AIM OF THE TASK | Copy the data that follows, character for character, minus the pictures.

· · ·

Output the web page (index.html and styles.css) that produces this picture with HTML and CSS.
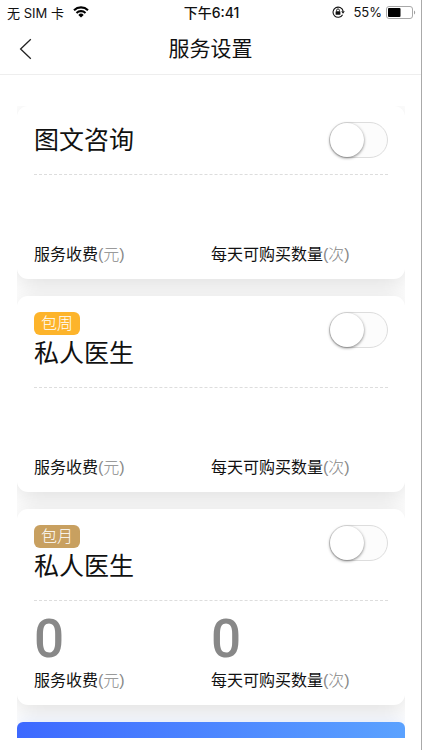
FILE: index.html
```html
<!DOCTYPE html>
<html lang="zh-CN">
<head>
    <meta charset="UTF-8">
    <meta name="viewport" content="width=device-width, initial-scale=1.0">
    <title>服务设置</title>
    <link rel="stylesheet" href="styles.css">
</head>
<body>
    <div class="page">
        <div class="status-bar">
            <div class="status-left">
                <span>无 SIM 卡</span>
                <svg class="wifi" width="16" height="12" viewBox="0 0 16 12">
                    <path d="M1 4.2a10.2 10.2 0 0 1 14 0M3.5 6.9a6.6 6.6 0 0 1 9 0" fill="none" stroke="#000" stroke-width="2.1"/>
                    <path d="M8 11.6L5.3 8.9a3.9 3.9 0 0 1 5.4 0z" fill="#000"/>
                </svg>
            </div>
            <div class="status-time">下午6:41</div>
            <div class="status-right">
                <svg class="lock" width="13" height="12" viewBox="0 0 13 12">
                    <path d="M10.6 8.7A5.1 5.1 0 1 1 11.1 5" fill="none" stroke="#111" stroke-width="1.1"/>
                    <path d="M9.2 5.2h3.6L11 7.8z" fill="#111"/>
                    <rect x="3.6" y="5.3" width="4.8" height="3.5" rx="0.5" fill="#111"/>
                    <path d="M4.6 5.4V4.3a1.4 1.4 0 0 1 2.8 0v1.1" fill="none" stroke="#111" stroke-width="0.9"/>
                </svg>
                <span>55%</span>
                <svg class="battery" width="30" height="13" viewBox="0 0 30 13">
                    <rect x="0.5" y="0.5" width="26" height="12" rx="2.5" fill="#fff" stroke="#a8a8a8"/>
                    <rect x="2" y="2" width="12.5" height="9" rx="1" fill="#000"/>
                    <path d="M28 4.5c1.6.8 1.6 3.2 0 4z" fill="#a0a0a0"/>
                </svg>
            </div>
        </div>

        <header class="nav">
            <button class="back" aria-label="返回">
                <svg width="13" height="22" viewBox="0 0 13 22">
                    <path d="M11.8 1.2L1.6 11l10.2 9.8" fill="none" stroke="#222" stroke-width="1.3"/>
                </svg>
            </button>
            <h1>服务设置</h1>
        </header>

        <main class="list">
            <section class="card">
                <div class="card-head">
                    <h2>图文咨询</h2>
                    <input type="checkbox" class="switch" aria-label="图文咨询">
                </div>
                <div class="card-body">
                    <div class="field">
                        <input type="text" id="price1" value="">
                        <label for="price1">服务收费<span>(元)</span></label>
                    </div>
                    <div class="field">
                        <input type="text" id="count1" value="">
                        <label for="count1">每天可购买数量<span>(次)</span></label>
                    </div>
                </div>
            </section>

            <section class="card">
                <div class="card-head">
                    <div>
                        <span class="tag tag-week">包周</span>
                        <h2>私人医生</h2>
                    </div>
                    <input type="checkbox" class="switch" aria-label="包周私人医生">
                </div>
                <div class="card-body">
                    <div class="field">
                        <input type="text" id="price2" value="">
                        <label for="price2">服务收费<span>(元)</span></label>
                    </div>
                    <div class="field">
                        <input type="text" id="count2" value="">
                        <label for="count2">每天可购买数量<span>(次)</span></label>
                    </div>
                </div>
            </section>

            <section class="card">
                <div class="card-head">
                    <div>
                        <span class="tag tag-month">包月</span>
                        <h2>私人医生</h2>
                    </div>
                    <input type="checkbox" class="switch" aria-label="包月私人医生">
                </div>
                <div class="card-body">
                    <div class="field">
                        <input type="text" id="price3" value="0">
                        <label for="price3">服务收费<span>(元)</span></label>
                    </div>
                    <div class="field">
                        <input type="text" id="count3" value="0">
                        <label for="count3">每天可购买数量<span>(次)</span></label>
                    </div>
                </div>
            </section>

            <button class="save" aria-label="保存"></button>
        </main>
    </div>
</body>
</html>
```

FILE: styles.css
```css
* {
    box-sizing: border-box;
}
body {
    margin: 0;
    background: #fff;
    color: #111;
    font-family: "Liberation Sans", "Noto Sans CJK SC", sans-serif;
}
h1, h2 {
    margin: 0;
    font-weight: 400;
}
.page {
    display: flex;
    flex-direction: column;
    height: 100vh;
    border-right: 1px solid #aaa;
}

/* status bar */
.status-bar {
    display: grid;
    grid-template-columns: 1fr auto 1fr;
    align-items: center;
    height: 24px;
    padding: 0 5px 0 7px;
    font-family: Inter, "Noto Sans CJK SC", sans-serif;
    font-size: 13px;
}
.status-left, .status-right {
    display: flex;
    align-items: center;
}
.status-left {
    gap: 9px;
}
.status-right {
    justify-content: flex-end;
    gap: 4px;
}
.lock {
    margin-right: 4px;
}
.status-time {
    font-size: 14px;
    font-weight: 500;
}

/* title bar */
.nav {
    display: grid;
    grid-template-columns: 48px 1fr 48px;
    align-items: center;
    height: 51px;
    border-bottom: 1px solid #eee;
}
.nav h1 {
    font-size: 21px;
    line-height: 30px;
    text-align: center;
}
.back {
    display: flex;
    padding: 0 0 0 19px;
    border: 0;
    background: none;
}

/* service cards */
.list {
    display: flex;
    flex-direction: column;
    flex: 1;
    gap: 17px;
    min-height: 0;
    margin: 31px 16px 12px 17px;
    overflow: auto;
    scrollbar-width: none;
}
.card {
    flex-shrink: 0;
    padding: 0 17px;
    border-radius: 11px;
    background: #fff;
    box-shadow: 0 6px 24px rgba(0, 0, 0, 0.13);
}
.card-head {
    display: flex;
    justify-content: space-between;
    align-items: flex-start;
    padding: 16px 0;
    border-bottom: 1px dashed #ddd;
}
.card-head h2 {
    font-size: 25px;
    line-height: 36px;
}
.tag {
    display: block;
    width: max-content;
    padding: 0 7px;
    border-radius: 6px;
    color: #fff;
    font-size: 16px;
    font-weight: 300;
    line-height: 23px;
}
.tag-week {
    background: #fdb42b;
}
.tag-month {
    background: #c8a060;
}
.switch {
    appearance: none;
    width: 59px;
    height: 36px;
    margin: 0;
    border: 1px solid #ddd;
    border-radius: 18px;
    background: #fcfcfc;
}
.switch::before {
    content: "";
    display: block;
    width: 34px;
    height: 34px;
    border-radius: 50%;
    background: #fff;
    box-shadow: 0 1px 3px rgba(0, 0, 0, 0.5);
}
.switch:checked {
    background: #4080ff;
}
.switch:checked::before {
    margin-left: auto;
}
.card-body {
    display: grid;
    grid-template-columns: 1fr 1fr;
    padding: 10px 0 12px;
}
.field input {
    display: block;
    width: 100%;
    height: 56px;
    margin-bottom: 2px;
    padding: 0;
    border: 0;
    outline: 0;
    background: none;
    color: #888;
    font-family: Roboto, sans-serif;
    font-size: 53px;
    font-weight: 500;
}
.field label {
    display: block;
    font-size: 16px;
    line-height: 24px;
}
.field label span {
    color: #888;
    font-weight: 300;
}
.save {
    flex-shrink: 0;
    height: 50px;
    border: 0;
    border-radius: 6px;
    background: linear-gradient(90deg, #3d69ff, #5ba2ff);
    box-shadow: 0 0 16px rgba(64, 128, 255, 0.15);
}
```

· · ·

ANSWER TO THIS PROBLEM |
Output the web page (index.html and styles.css) that produces this picture with HTML and CSS.
FILE: index.html
```html
<!DOCTYPE html>
<html lang="zh-CN">
<head>
    <meta charset="UTF-8">
    <meta name="viewport" content="width=device-width, initial-scale=1.0">
    <title>服务设置</title>
    <link rel="stylesheet" href="styles.css">
</head>
<body>
    <div class="page">
        <div class="status-bar">
            <div class="status-left">
                <span>无 SIM 卡</span>
                <svg class="wifi" width="16" height="12" viewBox="0 0 16 12">
                    <path d="M1 4.2a10.2 10.2 0 0 1 14 0M3.5 6.9a6.6 6.6 0 0 1 9 0" fill="none" stroke="#000" stroke-width="2.1"/>
                    <path d="M8 11.6L5.3 8.9a3.9 3.9 0 0 1 5.4 0z" fill="#000"/>
                </svg>
            </div>
            <div class="status-time">下午6:41</div>
            <div class="status-right">
                <svg class="lock" width="13" height="12" viewBox="0 0 13 12">
                    <path d="M10.6 8.7A5.1 5.1 0 1 1 11.1 5" fill="none" stroke="#111" stroke-width="1.1"/>
                    <path d="M9.2 5.2h3.6L11 7.8z" fill="#111"/>
                    <rect x="3.6" y="5.3" width="4.8" height="3.5" rx="0.5" fill="#111"/>
                    <path d="M4.6 5.4V4.3a1.4 1.4 0 0 1 2.8 0v1.1" fill="none" stroke="#111" stroke-width="0.9"/>
                </svg>
                <span>55%</span>
                <svg class="battery" width="30" height="13" viewBox="0 0 30 13">
                    <rect x="0.5" y="0.5" width="26" height="12" rx="2.5" fill="#fff" stroke="#a8a8a8"/>
                    <rect x="2" y="2" width="12.5" height="9" rx="1" fill="#000"/>
                    <path d="M28 4.5c1.6.8 1.6 3.2 0 4z" fill="#a0a0a0"/>
                </svg>
            </div>
        </div>

        <header class="nav">
            <button class="back" aria-label="返回">
                <svg width="13" height="22" viewBox="0 0 13 22">
                    <path d="M11.8 1.2L1.6 11l10.2 9.8" fill="none" stroke="#222" stroke-width="1.3"/>
                </svg>
            </button>
            <h1>服务设置</h1>
        </header>

        <main class="list">
            <section class="card">
                <div class="card-head">
                    <h2>图文咨询</h2>
                    <input type="checkbox" class="switch" aria-label="图文咨询">
                </div>
                <div class="card-body">
                    <div class="field">
                        <input type="text" id="price1" value="">
                        <label for="price1">服务收费<span>(元)</span></label>
                    </div>
                    <div class="field">
                        <input type="text" id="count1" value="">
                        <label for="count1">每天可购买数量<span>(次)</span></label>
                    </div>
                </div>
            </section>

            <section class="card">
                <div class="card-head">
                    <div>
                        <span class="tag tag-week">包周</span>
                        <h2>私人医生</h2>
                    </div>
                    <input type="checkbox" class="switch" aria-label="包周私人医生">
                </div>
                <div class="card-body">
                    <div class="field">
                        <input type="text" id="price2" value="">
                        <label for="price2">服务收费<span>(元)</span></label>
                    </div>
                    <div class="field">
                        <input type="text" id="count2" value="">
                        <label for="count2">每天可购买数量<span>(次)</span></label>
                    </div>
                </div>
            </section>

            <section class="card">
                <div class="card-head">
                    <div>
                        <span class="tag tag-month">包月</span>
                        <h2>私人医生</h2>
                    </div>
                    <input type="checkbox" class="switch" aria-label="包月私人医生">
                </div>
                <div class="card-body">
                    <div class="field">
                        <input type="text" id="price3" value="0">
                        <label for="price3">服务收费<span>(元)</span></label>
                    </div>
                    <div class="field">
                        <input type="text" id="count3" value="0">
                        <label for="count3">每天可购买数量<span>(次)</span></label>
                    </div>
                </div>
            </section>

            <button class="save" aria-label="保存"></button>
        </main>
    </div>
</body>
</html>
```

FILE: styles.css
```css
* {
    box-sizing: border-box;
}
body {
    margin: 0;
    background: #fff;
    color: #111;
    font-family: "Liberation Sans", "Noto Sans CJK SC", sans-serif;
}
h1, h2 {
    margin: 0;
    font-weight: 400;
}
.page {
    display: flex;
    flex-direction: column;
    height: 100vh;
    border-right: 1px solid #aaa;
}

/* status bar */
.status-bar {
    display: grid;
    grid-template-columns: 1fr auto 1fr;
    align-items: center;
    height: 24px;
    padding: 0 5px 0 7px;
    font-family: Inter, "Noto Sans CJK SC", sans-serif;
    font-size: 13px;
}
.status-left, .status-right {
    display: flex;
    align-items: center;
}
.status-left {
    gap: 9px;
}
.status-right {
    justify-content: flex-end;
    gap: 4px;
}
.lock {
    margin-right: 4px;
}
.status-time {
    font-size: 14px;
    font-weight: 500;
}

/* title bar */
.nav {
    display: grid;
    grid-template-columns: 48px 1fr 48px;
    align-items: center;
    height: 51px;
    border-bottom: 1px solid #eee;
}
.nav h1 {
    font-size: 21px;
    line-height: 30px;
    text-align: center;
}
.back {
    display: flex;
    padding: 0 0 0 19px;
    border: 0;
    background: none;
}

/* service cards */
.list {
    display: flex;
    flex-direction: column;
    flex: 1;
    gap: 17px;
    min-height: 0;
    margin: 31px 16px 12px 17px;
    overflow: auto;
    scrollbar-width: none;
}
.card {
    flex-shrink: 0;
    padding: 0 17px;
    border-radius: 11px;
    background: #fff;
    box-shadow: 0 6px 24px rgba(0, 0, 0, 0.13);
}
.card-head {
    display: flex;
    justify-content: space-between;
    align-items: flex-start;
    padding: 16px 0;
    border-bottom: 1px dashed #ddd;
}
.card-head h2 {
    font-size: 25px;
    line-height: 36px;
}
.tag {
    display: block;
    width: max-content;
    padding: 0 7px;
    border-radius: 6px;
    color: #fff;
    font-size: 16px;
    font-weight: 300;
    line-height: 23px;
}
.tag-week {
    background: #fdb42b;
}
.tag-month {
    background: #c8a060;
}
.switch {
    appearance: none;
    width: 59px;
    height: 36px;
    margin: 0;
    border: 1px solid #ddd;
    border-radius: 18px;
    background: #fcfcfc;
}
.switch::before {
    content: "";
    display: block;
    width: 34px;
    height: 34px;
    border-radius: 50%;
    background: #fff;
    box-shadow: 0 1px 3px rgba(0, 0, 0, 0.5);
}
.switch:checked {
    background: #4080ff;
}
.switch:checked::before {
    margin-left: auto;
}
.card-body {
    display: grid;
    grid-template-columns: 1fr 1fr;
    padding: 10px 0 12px;
}
.field input {
    display: block;
    width: 100%;
    height: 56px;
    margin-bottom: 2px;
    padding: 0;
    border: 0;
    outline: 0;
    background: none;
    color: #888;
    font-family: Roboto, sans-serif;
    font-size: 53px;
    font-weight: 500;
}
.field label {
    display: block;
    font-size: 16px;
    line-height: 24px;
}
.field label span {
    color: #888;
    font-weight: 300;
}
.save {
    flex-shrink: 0;
    height: 50px;
    border: 0;
    border-radius: 6px;
    background: linear-gradient(90deg, #3d69ff, #5ba2ff);
    box-shadow: 0 0 16px rgba(64, 128, 255, 0.15);
}
```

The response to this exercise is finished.